Pikachu variations from a single image are still way too good for anything we have seen before. It apparently understood the face part well and applied variations, for the rest it did as much as it understood.
What else did you try after Pokémon and can you share those results?
Essentially all of a 16GB GPU VRAM, even with some layers frozen.
The more diverse the input images, the longer/more epochs the finetuning process should take in order to get stable results. The first Pokemon model was trained for about 4.5 hours; the one-shot model was about 2 minutes.
Essentially yes. That technique is not exclusive to ruDALL-E; large models often freeze early layers and train lower layers only due to VRAM constraints.
Oh, right, only freezing early layers makes sense. I was thinking you froze inner ones, but gradients would need to be computed and kept for them to backpropagate to the unfrozen early ones.
The Sberbank mobile app in Russia is an order of magnitude better than anything I've used in the US. The other large Russian tech and service company apps are very very good (Ozone, anything Yandex puts out). Even the federal services apps are well executed - you can pay your property taxes and other services by scanning a QR code. Some great tech coming out of that country (accusations of hacking, aside).
Have you used Sberbank lately? I have a different experience and I'm not from the "older generation". Its mobile app is pretty decent, this year I got a mortgage loan and it went pretty smooth, I didn't notice anything bureaucratic or kafkaesque about it? I'm its client for 4 years now and I'm struggling to remember negative experience with it. They've been having an overhaul lately, maybe it was far worse before. Yeah the cool kids prefer Tinkoff nowadays but it's not true that only old people use Sberbank.
That's factually incorrect. You are seriously out of date.

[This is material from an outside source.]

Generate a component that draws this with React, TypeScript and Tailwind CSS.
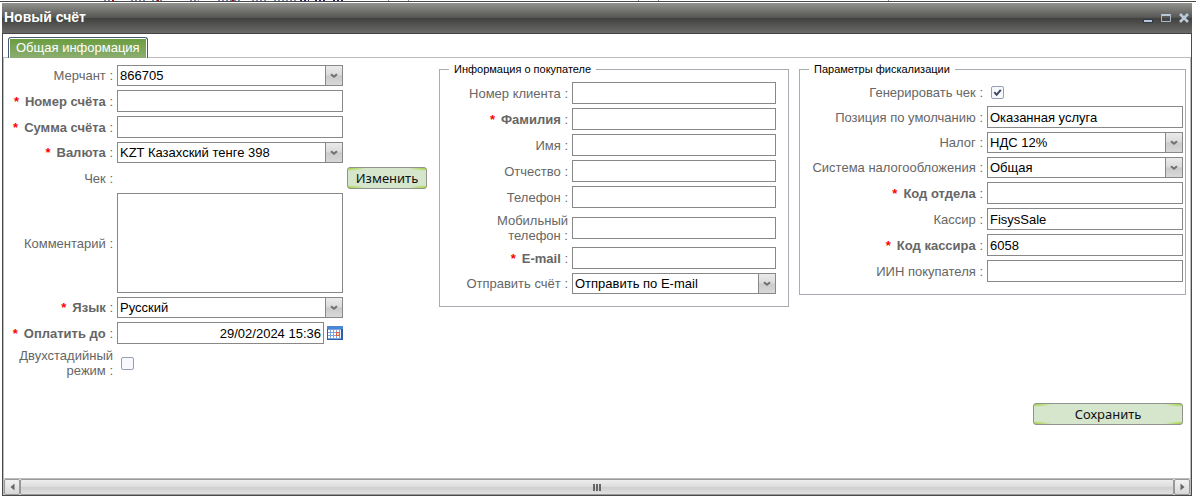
import type { ComponentPropsWithoutRef, ReactNode } from "react";

function Row({
  id,
  label,
  required,
  labelClass = "w-[109px]",
  className = "",
  children,
}: {
  id: string;
  label: string;
  required?: boolean;
  labelClass?: string;
  className?: string;
  children?: ReactNode;
}) {
  return (
    <div className={`flex items-center gap-1 ${className}`}>
      <label
        htmlFor={id}
        className={`shrink-0 text-right leading-[15px] text-[#666] ${labelClass}`}
      >
        {required ? (
          <>
            <span className="mr-1.5 font-bold text-[#f00]">*</span>
            <span className="font-bold">{label}</span> :
          </>
        ) : (
          `${label} :`
        )}
      </label>
      {children}
    </div>
  );
}

function TextField({
  className = "",
  ...props
}: ComponentPropsWithoutRef<"input">) {
  return (
    <input
      type="text"
      className={`h-[22px] min-w-0 flex-1 border border-[#888] bg-white px-0.5 text-black outline-none ${className}`}
      {...props}
    />
  );
}

function SelectField({ id, options }: { id: string; options: string[] }) {
  return (
    <div className="relative h-[21px] min-w-0 flex-1">
      <select
        id={id}
        className="block h-full w-full appearance-none border border-[#888] bg-white pr-5 pl-0.5 text-black outline-none"
      >
        {options.map((option) => (
          <option key={option}>{option}</option>
        ))}
      </select>
      <span className="pointer-events-none absolute inset-y-0 right-0 flex w-[18px] items-center justify-center border border-[#888] bg-[linear-gradient(#ebebeb,#dadada_48%,#cacaca_52%,#d8d8d8)]">
        <svg width="8" height="6" viewBox="0 0 8 6" fill="none">
          <path d="M1 1.2 4 3.8 7 1.2" stroke="#707070" strokeWidth="2" />
        </svg>
      </span>
    </div>
  );
}

function Checkbox({ id, checked }: { id: string; checked?: boolean }) {
  return (
    <span className="relative ml-1 flex size-[13px]">
      <input
        id={id}
        type="checkbox"
        defaultChecked={checked}
        className="peer size-[13px] appearance-none rounded-[2px] border border-[#95a0b4] bg-[#f8f9fd]"
      />
      <svg
        viewBox="0 0 13 13"
        fill="none"
        className="pointer-events-none absolute inset-0 hidden size-[13px] peer-checked:block"
      >
        <path d="M3.3 6.2 5.6 8.8 9.8 3.8" stroke="#3a4760" strokeWidth="2" />
      </svg>
    </span>
  );
}

function GreenButton({
  className = "",
  children,
  ...props
}: ComponentPropsWithoutRef<"button">) {
  return (
    <button
      type="button"
      className={`h-[22px] rounded-[3px] border border-[#8f948c] bg-[#d5e6cd] bg-[radial-gradient(18px_3px_at_0_0,#9fd02e,transparent),radial-gradient(18px_3px_at_100%_0,#9fd02e,transparent),radial-gradient(18px_3px_at_0_100%,#9fd02e,transparent),radial-gradient(18px_3px_at_100%_100%,#9fd02e,transparent)] font-['Noto_Sans',sans-serif] text-[13px] leading-5 text-[#111] ${className}`}
      {...props}
    >
      {children}
    </button>
  );
}

function Group({ title, children }: { title: string; children: ReactNode }) {
  return (
    <fieldset className="min-w-0 self-start border border-[#a9abb3] pt-1.5 pb-3">
      <legend className="ml-[9px] px-[5px] text-[11px] leading-[14px] text-black">
        {title}
      </legend>
      <div className="flex flex-col gap-1">{children}</div>
    </fieldset>
  );
}

function CalendarIcon() {
  return (
    <svg width="16" height="14" viewBox="0 0 16 14" shapeRendering="crispEdges">
      <rect width="16" height="14" fill="#2c5fa8" />
      <rect width="16" height="3" fill="#4a86d4" />
      <rect x="1" y="3" width="13" height="10" fill="#7fa6dc" />
      {[4, 7, 10].map((y) =>
        [1, 4, 7, 10].map((x) => (
          <rect key={`${x}-${y}`} x={x} y={y} width="2" height="2" fill="#fff" />
        )),
      )}
      <rect x="13" y="4" width="1" height="8" fill="#e8f0fa" />
      <rect x="9" y="6" width="4" height="4" fill="#e2603f" />
      <rect x="10" y="7" width="2" height="2" fill="#fbd9cc" />
    </svg>
  );
}

function TitleBar() {
  return (
    <header className="flex h-[31px] items-center justify-between border-b border-[#444] bg-[linear-gradient(#92938f,#575755_48%,#41413f_52%,#6a6a68)] pr-[3px] pl-0.5">
      <h1 className="pb-0.5 text-sm font-bold text-white">Новый счёт</h1>
      <div className="flex gap-2">
        <button type="button" aria-label="Свернуть">
          <svg width="10" height="10" viewBox="0 0 10 10" className="block">
            <path d="M0 8h10" stroke="#2d3a4a" strokeWidth="4" />
            <path d="M1 8h8" stroke="#b9c8d8" strokeWidth="2" />
          </svg>
        </button>
        <button type="button" aria-label="Развернуть">
          <svg width="10" height="10" viewBox="0 0 10 10" className="block">
            <path d="M0 2h10" stroke="#b9c8d8" strokeWidth="2" />
            <path d="M.5 1v7.5h9V1" fill="none" stroke="#a9b9cb" />
          </svg>
        </button>
        <button type="button" aria-label="Закрыть">
          <svg width="10" height="10" viewBox="0 0 10 10" className="block">
            <path d="m1 1 8 8M9 1 1 9" stroke="#bccbdb" strokeWidth="2.6" />
          </svg>
        </button>
      </div>
    </header>
  );
}

function ScrollBar() {
  const arrow =
    "flex w-4 items-center justify-center rounded-[2px] border border-[#999] bg-linear-to-b from-[#f2f2f2] to-[#d8d8d8]";
  return (
    <div className="flex h-[17px] border-t border-[#bbb] bg-[#ddd]">
      <button type="button" aria-label="Влево" className={arrow}>
        <svg width="5" height="8" viewBox="0 0 5 8">
          <path d="M4.5.5v7L.5 4z" fill="#666" />
        </svg>
      </button>
      <div className="flex flex-1 items-center justify-center gap-px rounded-[2px] border border-[#999] bg-[linear-gradient(#eee,#ddd_48%,#cfcfcf_52%,#e0e0e0)]">
        <span className="h-[7px] w-0.5 bg-[#666]" />
        <span className="h-[7px] w-0.5 bg-[#666]" />
        <span className="h-[7px] w-0.5 bg-[#666]" />
      </div>
      <button type="button" aria-label="Вправо" className={arrow}>
        <svg width="5" height="8" viewBox="0 0 5 8">
          <path d="M.5.5v7l4-3.5z" fill="#666" />
        </svg>
      </button>
    </div>
  );
}

// the sliver of the page that shows above the window
function PageEdge() {
  return (
    <div className="h-0.5 border-b border-[#4a4a4a]">
      <svg width="900" height="1" className="block" shapeRendering="crispEdges">
        <path d="M104 .5h12M131 .5h14M152 .5h12M190 .5h9M218 .5h23M252 .5h14M274 .5h24" stroke="#7b86a8" strokeDasharray="2 2" />
        <path d="M112 .5h2M157 .5h2M232 .5h2" stroke="#c00" />
        <path d="M300 .5h9M315 .5h12M333 .5h12" stroke="#226" strokeDasharray="2 2" />
        <path d="M388 .5h1M408 .5h1M638 .5h1M658 .5h1M888 .5h1" stroke="#888" />
      </svg>
    </div>
  );
}

const buyerLabel = "w-[128px]";
const fiscalLabel = "w-[183px]";

export default function App() {
  return (
    <div className="flex min-h-screen flex-col bg-white pb-[3px] font-['Liberation_Sans',Arial,sans-serif] text-[13px]">
      <PageEdge />
      <main className="mt-px mr-1 ml-0.5 flex flex-1 flex-col">
        <TitleBar />
        <div className="flex flex-1 flex-col border border-t-0 border-[#4a4a4a]">
          <div role="tablist" className="flex pt-[3px] pl-[5px]">
            <button
              type="button"
              role="tab"
              aria-selected="true"
              className="z-10 -mb-px h-[21px] rounded-t-[3px] border border-b-0 border-[#4a5878] bg-white px-px pt-px"
            >
              <span className="block h-full bg-linear-to-b from-[#6b9d3f] to-[#8cad70] px-1.5 leading-[18px] text-white">
                Общая информация
              </span>
            </button>
          </div>
          <form className="flex flex-1 flex-col border-x border-t border-[#bbb]">
            <div className="grid grid-cols-[435fr_350fr_10px_387fr] pt-1 pr-1">
              <div className="flex flex-col gap-1 pt-[3px] pr-3">
                <Row id="merchant" label="Мерчант" className="pr-[84px]">
                  <SelectField id="merchant" options={["866705"]} />
                </Row>
                <Row id="number" label="Номер счёта" required className="pr-[84px]">
                  <TextField id="number" />
                </Row>
                <Row id="amount" label="Сумма счёта" required className="pr-[84px]">
                  <TextField id="amount" />
                </Row>
                <Row id="currency" label="Валюта" required className="pr-[84px]">
                  <SelectField id="currency" options={["KZT Казахский тенге 398"]} />
                </Row>
                <Row id="receipt" label="Чек" className="justify-between">
                  <GreenButton id="receipt" className="w-20">
                    Изменить
                  </GreenButton>
                </Row>
                <Row id="comment" label="Комментарий" className="pr-[84px]">
                  <textarea
                    id="comment"
                    className="h-[100px] min-w-0 flex-1 resize-none border border-[#888] px-0.5 outline-none"
                  />
                </Row>
                <Row id="language" label="Язык" required className="pr-[84px]">
                  <SelectField id="language" options={["Русский"]} />
                </Row>
                <Row id="due" label="Оплатить до" required className="pr-[84px]">
                  <div className="flex min-w-0 flex-1 items-center gap-[3px]">
                    <TextField
                      id="due"
                      className="text-right"
                      defaultValue="29/02/2024 15:36"
                    />
                    <button type="button" aria-label="Выбрать дату">
                      <CalendarIcon />
                    </button>
                  </div>
                </Row>
                <Row id="two-stage" label="Двухстадийный режим">
                  <Checkbox id="two-stage" />
                </Row>
              </div>

              <Group title="Информация о покупателе">
                <div className="flex flex-col gap-1 pr-3">
                  <Row id="client" label="Номер клиента" labelClass={buyerLabel}>
                    <TextField id="client" />
                  </Row>
                  <Row id="surname" label="Фамилия" required labelClass={buyerLabel}>
                    <TextField id="surname" />
                  </Row>
                  <Row id="name" label="Имя" labelClass={buyerLabel}>
                    <TextField id="name" />
                  </Row>
                  <Row id="patronymic" label="Отчество" labelClass={buyerLabel}>
                    <TextField id="patronymic" />
                  </Row>
                  <Row id="phone" label="Телефон" labelClass={buyerLabel}>
                    <TextField id="phone" />
                  </Row>
                  <Row
                    id="mobile"
                    label="Мобильный телефон"
                    labelClass="w-[128px] pl-6"
                    className="h-[31px]"
                  >
                    <TextField id="mobile" />
                  </Row>
                  <Row id="email" label="E-mail" required labelClass={buyerLabel}>
                    <TextField id="email" />
                  </Row>
                  <Row id="send" label="Отправить счёт" labelClass={buyerLabel}>
                    <SelectField id="send" options={["Отправить по E-mail"]} />
                  </Row>
                </div>
              </Group>

              <div />

              <Group title="Параметры фискализации">
                <div className="flex flex-col gap-1 pr-0.5">
                  <Row
                    id="generate"
                    label="Генерировать чек"
                    labelClass={fiscalLabel}
                    className="h-5"
                  >
                    <Checkbox id="generate" checked />
                  </Row>
                  <Row id="position" label="Позиция по умолчанию" labelClass={fiscalLabel}>
                    <TextField id="position" defaultValue="Оказанная услуга" />
                  </Row>
                  <Row id="tax" label="Налог" labelClass={fiscalLabel}>
                    <SelectField id="tax" options={["НДС 12%"]} />
                  </Row>
                  <Row id="tax-system" label="Система налогообложения" labelClass={fiscalLabel}>
                    <SelectField id="tax-system" options={["Общая"]} />
                  </Row>
                  <Row id="department" label="Код отдела" required labelClass={fiscalLabel}>
                    <TextField id="department" />
                  </Row>
                  <Row id="cashier" label="Кассир" labelClass={fiscalLabel}>
                    <TextField id="cashier" defaultValue="FisysSale" />
                  </Row>
                  <Row id="cashier-code" label="Код кассира" required labelClass={fiscalLabel}>
                    <TextField id="cashier-code" defaultValue="6058" />
                  </Row>
                  <Row id="iin" label="ИИН покупателя" labelClass={fiscalLabel}>
                    <TextField id="iin" />
                  </Row>
                </div>
              </Group>
            </div>
            <div className="flex justify-end pt-[25px] pr-[7px]">
              <GreenButton className="w-[150px]">Сохранить</GreenButton>
            </div>
            <div className="flex-1" />
            <ScrollBar />
          </form>
        </div>
      </main>
    </div>
  );
}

Sberbank is by far the most popular retail bank in Russia (over 80% of Russians use its services) and the distribution of the client age is almost uniform. [0]

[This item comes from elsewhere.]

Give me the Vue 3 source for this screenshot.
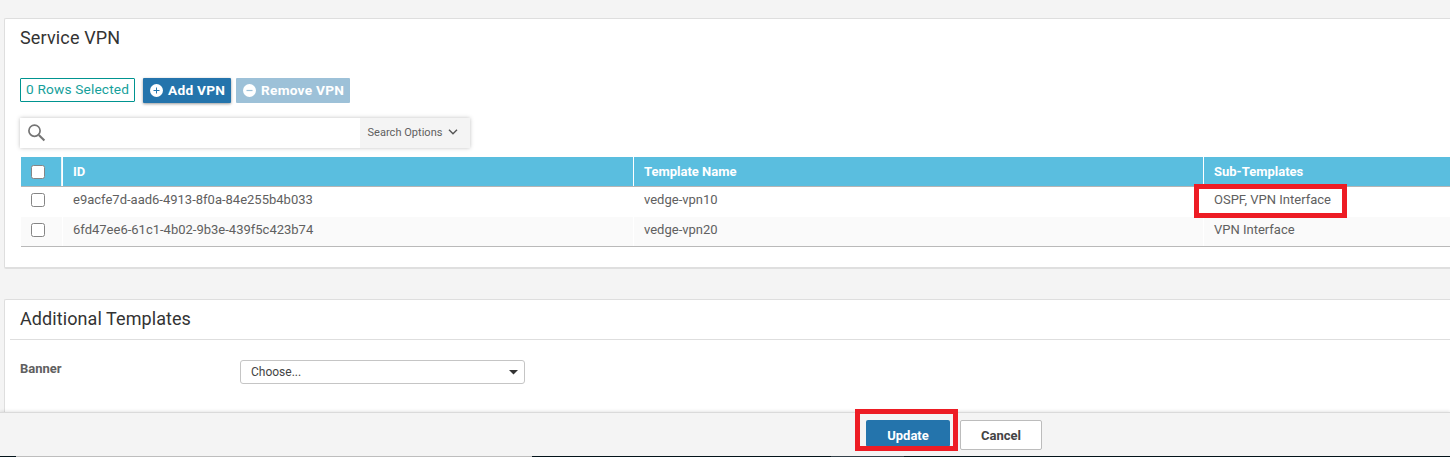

The performance of its stock since 2015 is the best proof of it. [1]
Sberbank CEO (he is a Russian German and has some typical traits making him noticeably different from typical Russian bureaucrat) and his posse is the leading part of the technocratic wing of the political elite in Russia. Their people also lead another important bank - VTB (international payments/etc for large corps), and Sber has strong hold on various national networks, like naturally anything money related, like municipal services and traffic ticket payments for example, as well as on generic network infra and datacenters. If Putin is gone tomorrow there is strong chance that those technocrats will take the power (i haven't noticed any significant animosity between them and FSB which would otherwise be a complication). Particularly important aspect showing their power is that there have been no corruption scandals associated with them, at least not that i can remember in the last decade at least. They tread very carefully, not making any open political claims while presenting themselves basically like apolitical tech-infrastructure/platform for the efficient government and society and doubling down on the source of their shadow power - network/infra/technocracy. Thus they can't allow themselves to suck too much technically, and thus they naturally hire decent technical people (i have some first handshakes among the upper management in technology there)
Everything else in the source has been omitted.